Take the Mazda past 4000 rpm and it actually starts to sound pretty good. Even then there just isn’t much power.
Try to wring out the Civic in the same way and you discover the fly in its ointment—the CVT. Better known by its real name: Buzz Killington.
While it might be good for fuel efficiency, the constant-rpm drone and ‘motorboating’ effect you get when giving it gas are frustrating and rob any semblance of enjoyment you can have behind the wheel. There’s a sport mode, which only makes the engine drone louder and pulling a paddle shifter results in a response that makes little sense if you’re coming from a traditional stepped automatic.
To be fair, I value a car that accommodates a spirited driving style. And when just tooling around normally the CVT is a smooth, efficient operator. But that engine drone effect isn’t easy to ignore.
Even when taking the transmission out of the factor, the Mazda has the better chassis, the better ride and it’s much more refined.
Winner – Mazda
These two sticker at just a hair over $28,000. So there’s nothing between them in terms of price. The Mazda 3 has a few more bells and whistles but both are almost identically equipped. The Civic comes off feeling a bit rental-grade when contrasted with the Mazda and it just doesn’t have the same visual impact. But it does offer much more space.

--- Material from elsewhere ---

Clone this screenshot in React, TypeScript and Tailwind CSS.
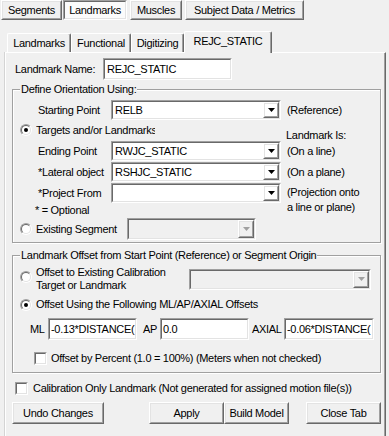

For a growing family, both cars are just about perfect. This is a close one but once again the Mazda with its sleek body and upscale cabin make it seem like you’re getting more for your money.
Winner – Tie
The Mazda may have taken most of the categories in the end but there isn’t much between the two. You really can’t go wrong with either of these cars. Both offer a lot of kit for what you pay, more than I ever expected. Entry-level today is not what it used to be and that’s what was most surprising during this test.
In the end, the Mazda just feels and looks more special. It looses some points on practicality but it’s the driver’s car out of the two and the one I would happily put in my own garage.